Si ferma a 183 il numero dei favorevoli alla approvazione, in prima lettura, della riforma costituzionale del canguro (così detta dalla tecnica utilizzata in Senato per la sua approvazione).
È una riforma che non piace a tutta la maggioranza (non a una parte significativa del Pd, non a ben un quarto di Ncd, non a due dei pochi centristi) e a quasi nessuna opposizione (dal movimento 5 stelle alla lega, dagli ex 5 stelle a Sel), tranne ai due terzi di Forza Italia (dove largo è il dissenso), che – a dispetto di quanto qualche mese fa annunciava, sprezzante, il Governo – è stata comunque determinante. Grazie al patto quotidiano.
L’approvazione da parte del 57% dei senatori, considerato anche il premio di maggioranza, che al Senato ha funzionato male, ma ha comunque premiato soprattutto il Pd e in parte l’ex Pdl, deve avvertire sul rischio che un altro pezzo di Costituzione diverrà non più espressione di quel largo consenso che ci fu alla Costituente (dove i favorevoli furono circa il 90%) ma di una parte.
Il rischio è che sia espressione della parte conservatrice: di quella che vuole una politica sempre più chiusa in se stessa e lontana dai cittadini.
Esclusi dalla elezione dei senatori (eletti dagli eletti tra gli eletti), oltre che dalla scelta dei deputati (viste le liste bloccate dell’Italicum) e con ancora pochissimi strumenti di partecipazione diretta. Ridotti a spettatori di governi che non hanno scelto e su cui il controllo della Camera, unico organo che ancora votano (seppure purtroppo senza poter decidere chi mandarvi), sarà debolissimo.
Soprattutto, però, l’approvazione da parte del solo 57% dei senatori, se sarà confermato in seconda lettura, porterà al referendum popolare. Ciò non avverrà per “concessione del Governo”, come voleva un ordine del giorno, contrario alla ragione e al diritto, approvato in finale di seduta per impegnare l’esecutivo, appunto, a far mancare in ogni caso i due terzi in seconda votazione (perché se la approvazione avviene con questa percentuale il referendum è escluso).
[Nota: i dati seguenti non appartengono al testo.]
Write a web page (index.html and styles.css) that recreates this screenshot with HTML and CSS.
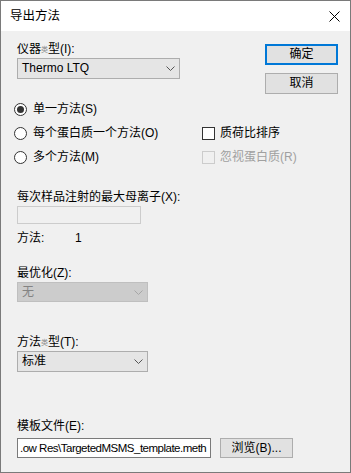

Quest’ordine del giorno negava un carattere fondamentale dell’articolo 138, che, affidando la richiesta di referendum alle minoranze, ne fa uno strumento di queste ultime per opporsi alla riforma, e non certo un plebiscito di stampo napoleonico nelle mani dell’esecutivo.
Per di più questo contraddice anche il libero mandato parlamentare (articolo 67 della Costituzione) implicando che i parlamentari (o almeno alcuni) non votino liberamente, ma secondo indicazione governative, e prefigura così un sistema che più volte si è cercato di introdurre, per cui è l’esecutivo a controllare il parlamento e non viceversa, come la forma di governo parlamentare, e quindi l’articolo 94 della nostra Costituzione, prevede.
Il referendum ci sarà – se le cose rimarranno così – perché la maggioranza è di misura (e forse, a causa dei premi di maggioranza, non rappresenta neppure la maggior parte degli italiani).
Il referendum ci sarà perché lo vuole chi non è d’accordo, a partire dai cittadini. E chi voterà ‘no’ non lo farà per mantenere le cose come sono, ma per un’altra riforma, che finalmente indichi la via alla partecipazione e al cambiamento.
Ma di questo parleremo dopo altri tre passaggi parlamentari. Nella speranza che si possa estendere il consenso intorno alla riforma e migliorarne profondamente il testo.